A. First, our children will have access to a top-tier education that teaches to the skills required in the 21st century. Second, residents should see increases in their property values due to the availability of excellent public-school education options. Third, our business community will have a more skilled workforce, and Brookhaven will be an evenmore attractive place to start or relocate a business.

Q: Why pursue a state charter for the school rather than backing, as Dunwoody has done, legislative efforts to allow creation of a separate city school system? Are the two city’s efforts in conflict?

A.    Our pursuit of the state charter school works in concert with the city school system. While Brookhaven has always supported the legislative efforts to create a city school system, our kids can’t wait for this change. Every year that our charter school is delayed, another hundred kids that could have entered BIA will have missed the opportunity to participate in our “Deeper Learning by Design” curriculum. When the city school system efforts are successful, BIA could be absorbed into this system just as the existing public schools could be.
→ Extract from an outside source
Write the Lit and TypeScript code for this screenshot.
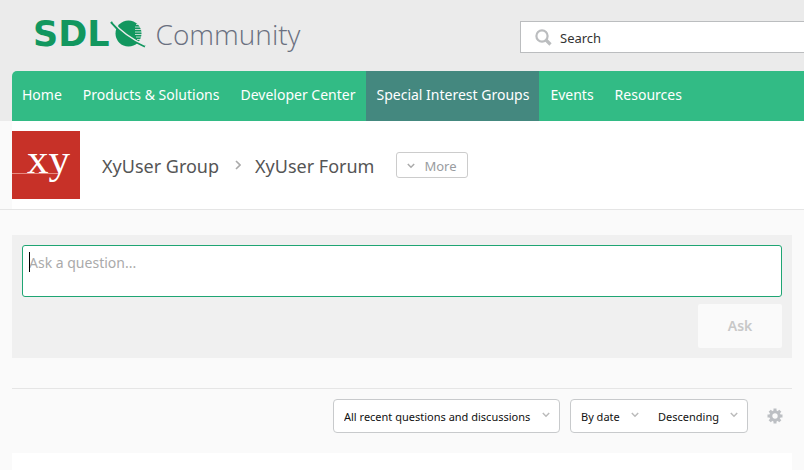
import { LitElement, html, css } from "lit";
import { customElement, state } from "lit/decorators.js";

const chevron = html`<svg class="chevron" viewBox="0 0 8 6" aria-hidden="true"><path d="M0.8 1 L4 4.2 L7.2 1" /></svg>`;

@customElement("site-header")
class SiteHeader extends LitElement {
  static styles = css`
    :host { display: block; background: #ebebeb; padding-left: 12px; }
    .top { display: flex; justify-content: space-between; align-items: flex-start; height: 71px; }
    .brand { display: flex; align-items: center; padding: 14px 0 0 21px; text-decoration: none; }
    .sdl { font: bold 35px/40px "DejaVu Sans", sans-serif; color: #12975f; }
    .globe { width: 36px; height: 30px; display: block; }
    .name { font: 300 28px/40px "Open Sans", sans-serif; color: #6a7080; margin-left: 10px; }
    .search { display: flex; align-items: center; gap: 8px; width: 284px; height: 32px; margin-top: 21px; padding-left: 14px; box-sizing: border-box; background: #fff; border: 1px solid #bbbdbf; border-right: 0; }
    .search svg { width: 17px; height: 17px; flex: none; }
    .search input { flex: 1; min-width: 0; border: 0; padding: 2px 0 0; outline: 0; background: none; font: 13px/20px "Noto Sans", sans-serif; color: #333; }
    .search input::placeholder { color: #333; opacity: 1; }
    nav { display: flex; gap: 1px; background: #32bb85; border-radius: 5px 0 0 0; overflow: hidden; }
    nav a { font: 14px/48px "Noto Sans", sans-serif; padding: 0 10px 2px; color: #fff; text-decoration: none; white-space: nowrap; }
    nav a.on { background: #44887f; }
  `;
  items = ["Home", "Products & Solutions", "Developer Center", "Special Interest Groups", "Events", "Resources"];
  render() {
    return html`
      <div class="top">
        <a class="brand" href="#">
          <span class="sdl">SDL</span>
          <svg class="globe" viewBox="0 0 36 30" aria-hidden="true">
            <circle cx="18.5" cy="14.5" r="13" fill="#12975f" />
            <path d="M26 5.5H33M25 8H34M25 10.5H34M25 13H34M25 15.5H34M26 18H34M27 20.5H34" stroke="#ebebeb" stroke-width="0.8" />
            <path d="M1 3 Q13 18 35 27.5" stroke="#12975f" stroke-width="2.2" fill="none" />
            <path d="M3 3 Q15 17.2 35 26.2" stroke="#ebebeb" stroke-width="1.3" fill="none" />
          </svg>
          <span class="name">Community</span>
        </a>
        <label class="search">
          <svg viewBox="0 0 17 17" fill="none" stroke="#bbbdbf" aria-hidden="true"><circle cx="7" cy="7" r="5.6" stroke-width="2.2" /><path d="M11 11 L15.5 15.5" stroke-width="3.2" /></svg>
          <input type="search" placeholder="Search" aria-label="Search" />
        </label>
      </div>
      <nav>${this.items.map((t) => html`<a href="#" class=${t.startsWith("Special") ? "on" : ""}>${t}</a>`)}</nav>
    `;
  }
}

@customElement("group-banner")
class GroupBanner extends LitElement {
  static styles = css`
    :host { display: flex; align-items: center; padding: 10px 12px; background: linear-gradient(to right, #fafafa 12px, #fff 12px); border-bottom: 1px solid #e5e5e5; font-family: "Noto Sans", sans-serif; }
    .tile { width: 68px; height: 68px; flex: none; display: block; }
    .tile text { font: 43px "Liberation Serif", serif; }
    .crumb { padding-top: 2px; font-size: 18px; line-height: 28px; color: #555; text-decoration: none; white-space: nowrap; }
    .first { margin-left: 22px; }
    .sep { width: 6px; height: 10px; margin: 0 14px 0 16px; fill: none; stroke: #aaa; stroke-width: 1.6; }
    .more { display: flex; align-items: center; gap: 9px; height: 26px; margin-left: 22px; padding: 2px 10px 0; border: 1px solid #ccc; border-radius: 3px; background: #fff; color: #999ca0; font: 13px/20px "Noto Sans", sans-serif; }
    .chevron { width: 8px; height: 6px; fill: none; stroke: #aaa; stroke-width: 1.5; }
  `;
  render() {
    return html`
      <svg class="tile" viewBox="0 0 68 68" role="img" aria-label="xy">
        <rect width="68" height="68" fill="#c73128" />
        <path d="M0 42.5H47" stroke="#e88a80" />
        <text x="15" y="42" fill="#fff">xy</text>
      </svg>
      <a class="crumb first" href="#">XyUser Group</a>
      <svg class="sep" viewBox="0 0 6 10" aria-hidden="true"><path d="M1 1 L5 5 L1 9" /></svg>
      <a class="crumb" href="#">XyUser Forum</a>
      <button class="more" type="button">${chevron}More</button>
    `;
  }
}

@customElement("ask-box")
class AskBox extends LitElement {
  static styles = css`
    :host { display: flex; flex-direction: column; gap: 7px; padding: 10px; background: #f0f0f0; }
    .field { position: relative; display: block; }
    textarea { display: block; box-sizing: border-box; width: 100%; height: 52px; padding: 6px; border: 1px solid #1fa573; border-radius: 3px; background: #fff; outline: 0; resize: none; font: 14px/22px "Noto Sans", sans-serif; color: #333; }
    textarea::placeholder { color: #aaa; opacity: 1; }
    .caret { position: absolute; left: 7px; top: 7px; width: 1px; height: 20px; background: #000; }
    button { align-self: flex-end; width: 84px; height: 44px; border: 0; border-radius: 2px; background: #fafafa; color: #c8c8c8; font: 600 14px/20px "Noto Sans", sans-serif; }
  `;
  @state() empty = true;
  render() {
    return html`
      <div class="field">
        <textarea placeholder="Ask a question..." aria-label="Ask a question" @input=${(e: Event) => (this.empty = !(e.target as HTMLTextAreaElement).value)}></textarea>
        ${this.empty ? html`<span class="caret"></span>` : null}
      </div>
      <button type="button" ?disabled=${this.empty}>Ask</button>
    `;
  }
}

@customElement("list-filters")
class ListFilters extends LitElement {
  static styles = css`
    :host { display: flex; justify-content: flex-end; align-items: center; gap: 10px; padding: 10px 9px 20px 0; border-top: 1px solid #e5e5e5; }
    .box { display: flex; height: 34px; box-sizing: border-box; border: 1px solid #c8cacc; border-radius: 4px; background: #fff; }
    .pick { display: grid; align-items: center; }
    select { grid-area: 1 / 1; appearance: none; border: 0; margin: 0; padding: 2px 28px 0 10px; height: 32px; background: none; color: #111; font: 11px/18px "Noto Sans", sans-serif; }
    .chevron { grid-area: 1 / 1; justify-self: end; margin: 0 9px 2px 0; width: 8px; height: 6px; fill: none; stroke: #bbb; stroke-width: 1.5; pointer-events: none; }
    .gear { margin-left: 9px; width: 16px; height: 16px; padding: 0; border: 0; background: none; }
    .gear svg { display: block; width: 16px; height: 16px; }
  `;
  pick(label: string, value: string) {
    return html`<span class="pick"><select aria-label=${label}><option>${value}</option></select>${chevron}</span>`;
  }
  render() {
    return html`
      <div class="box">${this.pick("Show", "All recent questions and discussions")}</div>
      <div class="box">${this.pick("Sort by", "By date")}${this.pick("Order", "Descending")}</div>
      <button class="gear" type="button" aria-label="Options">
        <svg viewBox="0 0 16 16" fill="none" stroke="#bcbfc3"><circle cx="8" cy="8" r="4.2" stroke-width="3" /><g stroke-width="3"><path d="M8 .5V3M8 13V15.5M.5 8H3M13 8H15.5M2.7 2.7L4.4 4.4M11.6 11.6L13.3 13.3M2.7 13.3L4.4 11.6M11.6 4.4L13.3 2.7" /></g></svg>
      </button>
    `;
  }
}

@customElement("app-root")
class AppRoot extends LitElement {
  static styles = css`
    :host { display: flex; flex-direction: column; min-height: 100vh; background: #fafafa; }
    main { flex: 1; display: flex; flex-direction: column; padding: 25px 12px 0; }
    list-filters { margin-top: 30px; }
    .results { flex: 1; background: #fff; }
  `;
  render() {
    return html`
      <site-header></site-header>
      <group-banner></group-banner>
      <main>
        <ask-box></ask-box>
        <list-filters></list-filters>
        <section class="results" aria-label="Results"></section>
      </main>
    `;
  }
}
Q: Who do you think will attend the Brookhaven Innovation Academy?

A.    Admission will be by lottery, and I hope that we will have a representative group of kids which mirror the diversity of the city of Brookhaven. Our city’s population is very culturally diverse and our intent is to address the needs of all kids who desire an innovative education focused on project-based learning.

Q: Has the plan to allow statewide enrollment through online courses been dropped? If so, why? If not, what benefit do you see from the online courses?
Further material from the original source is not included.